Coming up next, Deanna Searles will pilot Grover in the Junior Hunter Under Saddle finals.

Chad Evans rode Florida Georgia Line to win Junior Trail. Reserve was Michael Hoyt with Doctor Phil Good. Third was Brad Ost with Made In Detroit. Fourth was Martin Doustou with Beez In The Trap.

This was 5-year-old “Maverick’s” last trip in the Junior pen, and Chad was feeling nostalgic. “When I was out there, I kept thinking, ‘This is it Mav, our last Junior ride.’ I kept wanting to slow it down because I didn’t want it to end.”

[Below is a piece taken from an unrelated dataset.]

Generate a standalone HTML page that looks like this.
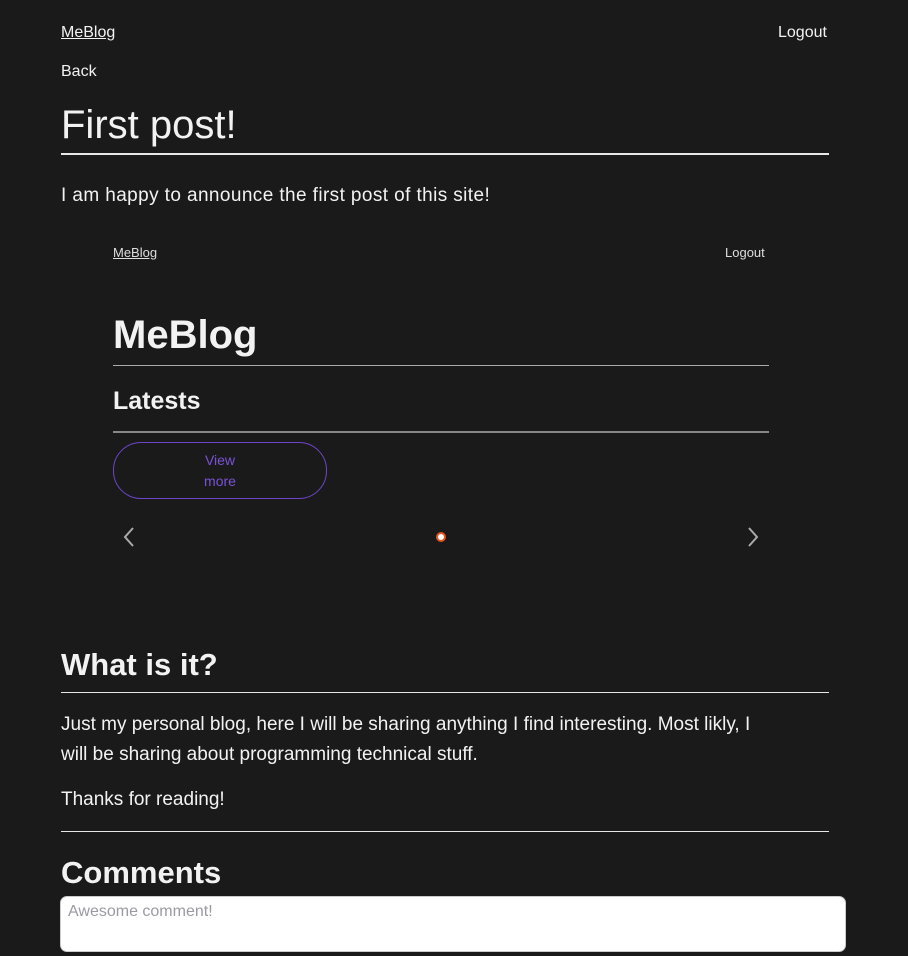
<!DOCTYPE html>
<html><head><meta charset="utf-8"><style>
body{margin:0;width:908px;height:956px;background:#1a1a1a;color:#f2f2f2;font-family:"Liberation Sans",sans-serif;position:relative;overflow:hidden}
.a{position:absolute;white-space:nowrap}
.hr{position:absolute;height:1px;background:#e8e8e8}
</style></head><body>
<div class="a" style="left:61px;top:24px;font-size:16px;text-decoration:underline">MeBlog</div>
<div class="a" style="left:778px;top:24px;font-size:16px">Logout</div>
<div class="a" style="left:61px;top:63px;font-size:16px">Back</div>
<div class="a" style="left:61px;top:103px;font-size:40px">First post!</div>
<div class="hr" style="left:61px;top:153px;width:768px;height:2px"></div>
<div class="a" style="left:61px;top:185px;font-size:19px;letter-spacing:0.4px">I am happy to announce the first post of this site!</div>

<div class="a" style="left:113px;top:245px;font-size:13px;text-decoration:underline;color:#ddd">MeBlog</div>
<div class="a" style="left:725px;top:245px;font-size:13px;color:#ddd">Logout</div>
<div class="a" style="left:113px;top:313px;font-size:40px;font-weight:bold">MeBlog</div>
<div class="hr" style="left:113px;top:365px;width:656px;background:#aaa"></div>
<div class="a" style="left:113px;top:387px;font-size:25px;font-weight:bold">Latests</div>
<div class="hr" style="left:113px;top:431px;width:656px;height:2px;background:#888"></div>
<div style="position:absolute;left:113px;top:442px;width:212px;height:55px;border:1px solid #6d45c8;border-radius:28px"></div>
<div class="a" style="left:113px;top:450px;width:214px;text-align:center;font-size:14px;line-height:21px;color:#7a52d6;white-space:normal">View<br>more</div>
<svg class="a" style="left:120px;top:526px" width="18" height="22"><path d="M13 2 L5 11 L13 20" stroke="#aaa" stroke-width="2" fill="none"/></svg>
<svg class="a" style="left:744px;top:526px" width="18" height="22"><path d="M5 2 L13 11 L5 20" stroke="#aaa" stroke-width="2" fill="none"/></svg>
<div style="position:absolute;left:436px;top:532px;width:6px;height:6px;border:2px solid #e8531c;border-radius:50%;background:#fff"></div>

<div class="a" style="left:61px;top:647px;font-size:31px;font-weight:bold">What is it?</div>
<div class="hr" style="left:61px;top:692px;width:768px"></div>
<div class="a" style="left:61px;top:710px;font-size:19px;line-height:30px">Just my personal blog, here I will be sharing anything I find interesting. Most likly, I<br>will be sharing about programming technical stuff.</div>
<div class="a" style="left:61px;top:789px;font-size:19px">Thanks for reading!</div>
<div class="hr" style="left:61px;top:831px;width:768px"></div>
<div class="a" style="left:61px;top:855px;font-size:31px;font-weight:bold">Comments</div>
<div style="position:absolute;left:60px;top:896px;width:784px;height:54px;background:#fff;border:1px solid #ccc;border-radius:7px"></div>
<div class="a" style="left:68px;top:903px;font-size:16px;color:#9a9aa4">Awesome comment!</div>
</body></html>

Maverick learned the foundational skills of Western Pleasure under the tutelage of Rusty and Katie Green when he was a futurity horse, and Chad has had him in his program ever since. “He’s so fun to do lope-overs on. He love the ground and sticks in it and really pushes off. Especially for a stud, he really cares about the poles. I think that foundation of Western Pleasure, where they learn about body control, really helps. He won the Level 1 Western Pleasure here when he was a three-year-old.”

Today’s pattern was extremely difficult, in true Tim Kimura fashion, and tripped up quite a few horses. But Chad and Maverick were able to sail through the more challenging sections with ease. “We took it piece by piece. I focused a lot on doing each obstacle in duration. I would work one obstacle and then put him away and then work on another obstacle. I wanted to mentally get him to the place where he was thinking about it obstacle by obstacle. Then, my job on show day is to put it all together.”